## WHAT NEEDS TO BE DONE
Tally every line featuring "screenshot", then give that tally alone.

─── TASK MATERIAL ───

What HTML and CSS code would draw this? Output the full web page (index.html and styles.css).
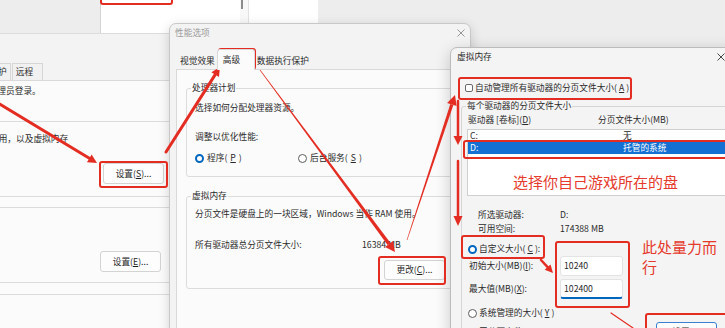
FILE: index.html
```html
<!DOCTYPE html>
<html lang="zh-CN">
<head>
  <meta charset="UTF-8">
  <meta name="viewport" content="width=device-width, initial-scale=1">
  <title>虚拟内存设置</title>
  <link rel="stylesheet" href="styles.css">
</head>
<body>
  <div class="desktop">
    <!-- window furthest back, only its lower edge shows -->
    <div class="back-list">
      <div class="back-list-main"></div>
      <div class="back-scroll"><span class="back-thumb"></span></div>
      <div class="back-list-side"></div>
    </div>

    <!-- 系统属性 -->
    <div class="win win-sys">
      <div class="sys-tabs">
        <span class="sys-tab">系统保护</span>
        <span class="sys-tab sys-tab-last">远程</span>
      </div>
      <div class="sys-panel">
        <p class="sys-note">要进行大多数更改，你必须作为管理员登录。</p>
        <div class="sys-group sys-group-perf">
          <p>视觉效果，处理器计划，内存使用，以及虚拟内存</p>
          <div class="btn-row"><button class="btn btn-sys">设置(<u>S</u>)...</button></div>
        </div>
        <div class="sys-group sys-group-user">
          <div class="btn-row"><button class="btn btn-sys">设置(<u>E</u>)...</button></div>
        </div>
        <div class="sys-group sys-group-start"></div>
      </div>
    </div>

    <!-- 性能选项 -->
    <div class="win win-perf">
      <div class="titlebar">
        <span class="title">性能选项</span>
        <svg class="close" width="8" height="8" viewBox="0 0 8 8"><path d="M0.5 0.5L7.5 7.5M7.5 0.5L0.5 7.5" stroke="#8a8a8a" stroke-width="0.9"/></svg>
      </div>
      <div class="tabs">
        <span class="tab">视觉效果</span>
        <span class="tab tab-active">高级</span>
        <span class="tab">数据执行保护</span>
      </div>
      <div class="tab-panel">
        <fieldset class="group group-cpu">
          <legend>处理器计划</legend>
          <p class="cpu-desc">选择如何分配处理器资源。</p>
          <p class="cpu-adjust">调整以优化性能:</p>
          <div class="radio-row">
            <label class="radio radio-prog"><span class="dot on"></span>程序(<u>P</u>)</label>
            <label class="radio"><span class="dot"></span>后台服务(<u>S</u>)</label>
          </div>
        </fieldset>
        <fieldset class="group group-vmem">
          <legend>虚拟内存</legend>
          <p class="vmem-desc">分页文件是硬盘上的一块区域，Windows 当作 RAM 使用。</p>
          <div class="vmem-total"><span class="vmem-label">所有驱动器总分页文件大小:</span><span>16384 MB</span></div>
          <div class="btn-row"><button class="btn btn-change">更改(<u>C</u>)...</button></div>
        </fieldset>
      </div>
    </div>

    <!-- 虚拟内存 -->
    <div class="win win-vm">
      <div class="titlebar titlebar-vm">
        <span class="title">虚拟内存</span>
        <svg class="close" width="8" height="8" viewBox="0 0 8 8"><path d="M0.5 0.5L7.5 7.5M7.5 0.5L0.5 7.5" stroke="#333" stroke-width="0.9"/></svg>
      </div>
      <label class="check-row"><span class="check"></span>自动管理所有驱动器的分页文件大小(<u>A</u>)</label>
      <fieldset class="group group-drives">
        <legend>每个驱动器的分页文件大小</legend>
        <div class="drive-head"><span class="col-drive">驱动器 [卷标](<u>D</u>)</span><span>分页文件大小(MB)</span></div>
        <div class="drive-list">
          <div class="drive-row"><span class="col-name">C:</span><span>无</span></div>
          <div class="drive-row selected"><span class="col-name">D:</span><span>托管的系统</span></div>
        </div>
        <div class="drive-info">
          <span>所选驱动器:</span><span>D:</span>
          <span>可用空间:</span><span>174388 MB</span>
        </div>
        <label class="radio radio-vm radio-custom"><span class="dot on"></span>自定义大小(<u>C</u>):</label>
        <div class="size-row"><span class="size-label">初始大小(MB)(<u>I</u>):</span><span class="field">10240</span></div>
        <div class="size-row"><span class="size-label">最大值(MB)(<u>X</u>):</span><span class="field field-focus">102400</span></div>
        <label class="radio radio-vm radio-system"><span class="dot"></span>系统管理的大小(<u>Y</u>)</label>
        <div class="none-row">
          <label class="radio radio-vm"><span class="dot"></span>无分页文件(<u>N</u>)</label>
          <button class="btn btn-set">设置(<u>S</u>)</button>
        </div>
      </fieldset>
    </div>

    <!-- red marks drawn over the screenshot -->
    <svg class="marks" width="725" height="328" viewBox="0 0 725 328">
      <g fill="none" stroke="#e42d22" stroke-width="2">
        <rect x="101" y="-6" width="71" height="10" rx="2"/>
        <rect x="100" y="162" width="67" height="25" rx="2"/>
        <rect x="219" y="49" width="36" height="20" rx="2"/>
        <rect x="379" y="257" width="66" height="27" rx="2"/>
        <rect x="459" y="78" width="172" height="21" rx="2"/>
        <rect x="464" y="141" width="270" height="17" rx="2"/>
        <rect x="462" y="236" width="82" height="22" rx="2"/>
        <rect x="556" y="242" width="73" height="65" rx="2"/>
        <rect x="646" y="314" width="90" height="30" rx="2"/>
      </g>
      <g stroke="#e42d22" fill="none" stroke-linecap="round">
        <line x1="-2" y1="103" x2="89.3" y2="158.3" stroke-width="3"/>
        <line x1="166" y1="152" x2="215.2" y2="74.6" stroke-width="3"/>
        <line x1="458" y1="101" x2="458" y2="137" stroke-width="2.5"/>
        <line x1="458" y1="161" x2="458" y2="217" stroke-width="2.5"/>
        <line x1="541" y1="260" x2="547.6" y2="267.1" stroke-width="2.5"/>
        <line x1="611" y1="313" x2="633" y2="328" stroke-width="1.2"/>
      </g>
      <g fill="#e42d22">
        <polygon points="97,163 86.97,162.2 91.63,154.5"/>
        <polygon points="220,67 218.98,77.01 211.38,72.19"/>
        <polygon points="260.24,69.82 390.49,242.9 387.59,245.04 259.76,70.18"/>
        <polygon points="395,252 385.02,246.95 393.06,240.99"/>
        <polygon points="407.29,240.09 453.38,105 450.34,104 406.71,239.91"/>
        <polygon points="455,95 456.61,106.07 447.11,102.93"/>
        <polygon points="458,145 453.5,136 462.5,136"/>
        <polygon points="458,226 453.5,216 462.5,216"/>
        <polygon points="553,273 544.64,269.84 550.52,264.42"/>
      </g>
    </svg>
    <p class="note note-drive">选择你自己游戏所在的盘</p>
    <p class="note note-size">此处量力而行</p>
  </div>
</body>
</html>
```

FILE: styles.css
```css
* {
  margin: 0;
  padding: 0;
  box-sizing: border-box;
}

html, body {
  width: 725px;
  height: 328px;
  overflow: hidden;
}

body {
  background: #ededed;
  font-family: "Noto Sans CJK SC", "Noto Sans", sans-serif;
  font-size: 8.7px;
  line-height: 12px;
  color: #2a2a2a;
  text-autospace: no-autospace;
}

u {
  text-underline-offset: 1px;
}

.desktop {
  position: relative;
  width: 725px;
  height: 328px;
  overflow: hidden;
}

/* window furthest back */
.back-list {
  position: absolute;
  left: 100px;
  top: -10px;
  width: 218px;
  height: 45px;
  display: flex;
}

.back-list-main {
  width: 140px;
  background: #fff;
  border-left: 1px solid #d4d4d4;
}

.back-scroll {
  width: 8px;
  background: #f8f8f8;
}

.back-thumb {
  display: block;
  width: 2px;
  height: 19px;
  margin-left: 1px;
  background: #8c8c8c;
}

.back-list-side {
  width: 70px;
  background: #fff;
  border-left: 1px solid #e2e2e2;
}

.win {
  position: absolute;
}

/* 系统属性 */
.win-sys {
  left: -215px;
  top: 33px;
  width: 400px;
  height: 310px;
  padding-top: 29px;
  background: #f3f3f3;
  border-top: 1px solid #dcdcdc;
}

.sys-tabs {
  display: flex;
  gap: 1px;
  height: 17px;
  padding-left: 183px;
}

.sys-tab {
  height: 17px;
  padding: 0 3px;
  line-height: 16px;
  background: #f1f1f1;
  border: 1px solid #d6d6d6;
  border-bottom: none;
}

.sys-tab-last {
  padding-right: 9px;
}

.sys-panel {
  height: 280px;
  padding: 4px 12px 0 82px;
  background: #fbfbfb;
  border-top: 1px solid #d9d9d9;
}

.sys-group {
  margin-left: 2px;
  border: 1px solid #dcdcdc;
  border-radius: 3px;
}

.sys-group-perf {
  margin-top: 24px;
  padding: 11px 8px 12px 7px;
}

.sys-group-perf .btn-row {
  margin-top: 18px;
}

.sys-group-user {
  margin-top: 10px;
  padding: 43px 11px 10px 7px;
}

.sys-group-start {
  margin-top: 11px;
  height: 40px;
}

.btn-row {
  display: flex;
  justify-content: flex-end;
}

.btn {
  height: 20px;
  font: inherit;
  color: #1f1f1f;
  background: #fdfdfd;
  border: 1px solid #d3d3d3;
  border-radius: 3px;
}

.btn-sys {
  width: 61px;
  height: 21px;
}

/* dialogs */
.win-perf {
  left: 169px;
  top: 23px;
  width: 302px;
  height: 318px;
  display: flex;
  flex-direction: column;
  background: #f3f3f3;
  border: 1px solid #c8c8c8;
  border-radius: 7px 7px 0 0;
  box-shadow: 0 3px 12px rgba(0, 0, 0, 0.16);
}

.titlebar {
  display: flex;
  justify-content: space-between;
  align-items: center;
  flex-shrink: 0;
  height: 18px;
  padding: 0 5px;
}

.title {
  color: #9b9b9b;
}

.tabs {
  position: relative;
  z-index: 1;
  display: flex;
  align-items: flex-end;
  height: 19px;
  margin: 9px 0 -1px;
  padding-left: 8px;
}

.tab {
  height: 19px;
  padding: 0 2px;
  line-height: 19px;
}

.tab-active {
  width: 38px;
  height: 21px;
  padding-left: 5px;
  background: #fbfbfb;
  border: 1px solid #d9d9d9;
  border-bottom: none;
  border-radius: 3px 3px 0 0;
}

.tab-panel {
  flex: 1;
  margin: 0 6px 8px;
  background: #fbfbfb;
  border: 1px solid #d9d9d9;
}

.group {
  min-width: 0;
  border: 1px solid #dcdcdc;
  border-radius: 3px;
}

.group legend {
  padding: 0 1px;
  margin-left: -4px;
}

.group-cpu {
  margin: 12px 7px 0 9px;
  padding: 0 8px 12px;
}

.cpu-desc {
  margin-top: 8px;
}

.cpu-adjust {
  margin-top: 17px;
}

.radio-row {
  display: flex;
  margin-top: 9px;
}

.radio {
  display: flex;
  align-items: center;
  gap: 3px;
}

.radio-prog {
  width: 103px;
}

.dot {
  flex-shrink: 0;
  width: 9px;
  height: 9px;
  background: #fff;
  border: 1px solid #5d5d5d;
  border-radius: 50%;
}

.dot.on {
  border: 2.6px solid #0067c0;
}

.group-vmem {
  margin: 13px 7px 0 9px;
  padding: 0 10px 8px 8px;
}

.vmem-desc {
  margin-top: 6px;
  white-space: nowrap;
}

.vmem-total {
  display: flex;
  margin-top: 19px;
}

.vmem-label {
  width: 167px;
}

.group-vmem .btn-row {
  margin-top: 9px;
}

.btn-change {
  width: 61px;
}

/* 虚拟内存 */
.win-vm {
  left: 450px;
  top: 47px;
  width: 290px;
  height: 300px;
  background: #f4f4f4;
  border: 1px solid #bcbcbc;
  border-radius: 7px 7px 0 0;
  box-shadow: 0 4px 16px rgba(0, 0, 0, 0.2);
}

.titlebar-vm {
  padding: 0 14px 0 6px;
}

.titlebar-vm .title {
  color: #2b2b2b;
}

.check-row {
  display: flex;
  align-items: center;
  gap: 2px;
  margin-top: 16px;
  padding-left: 14px;
}

.check {
  width: 8px;
  height: 8px;
  background: #fff;
  border: 1px solid #6b6b6b;
  border-radius: 2px;
}

.group-drives {
  margin: 6px -20px 0 10px;
  padding: 0 0 0 6px;
  border-color: #d6d6d6;
}

.group-drives legend {
  margin-left: -2px;
}

.drive-head {
  display: flex;
  margin-top: 2px;
}

.col-drive {
  width: 130px;
}

.drive-list {
  height: 67px;
  margin: 3px 0 0 -1px;
  background: #fff;
  border: 1px solid #cfcfcf;
}

.drive-row {
  display: flex;
  height: 12px;
  padding-left: 2px;
}

.drive-row.selected {
  color: #fff;
  background: #1470d2;
}

.col-name {
  width: 153px;
}

.drive-info {
  display: grid;
  grid-template-columns: 82px auto;
  margin: 12px 0 0 10px;
  line-height: 14px;
}

.radio-vm {
  gap: 2px;
}

.radio-custom {
  margin-top: 7px;
}

.size-row {
  display: flex;
  align-items: center;
  margin-top: 1px;
  padding-left: 1px;
}

.size-row + .size-row {
  margin-top: 3px;
}

.size-label {
  width: 91px;
}

.field {
  width: 63px;
  height: 20px;
  padding-left: 3px;
  line-height: 18px;
  background: #fff;
  border: 1px solid #e3e3e3;
  border-radius: 3px;
}

.field-focus {
  border-bottom: 2px solid #0067c0;
}

.radio-system {
  margin-top: 8px;
}

.none-row {
  display: flex;
  align-items: center;
  margin-top: 3px;
}

.none-row .radio {
  width: 188px;
}

.btn-set {
  width: 61px;
  border-color: #3a7fd0;
}

/* red marks */
.marks {
  position: absolute;
  left: 0;
  top: 0;
}

.note {
  position: absolute;
  font-size: 15px;
  line-height: 20px;
  color: #e53a2c;
}

.note-drive {
  left: 513px;
  top: 172px;
  white-space: nowrap;
}

.note-size {
  left: 642px;
  top: 237px;
  width: 78px;
}
```
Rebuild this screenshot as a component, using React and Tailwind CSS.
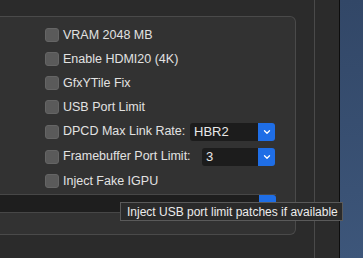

───

## TASK SOLUTION
2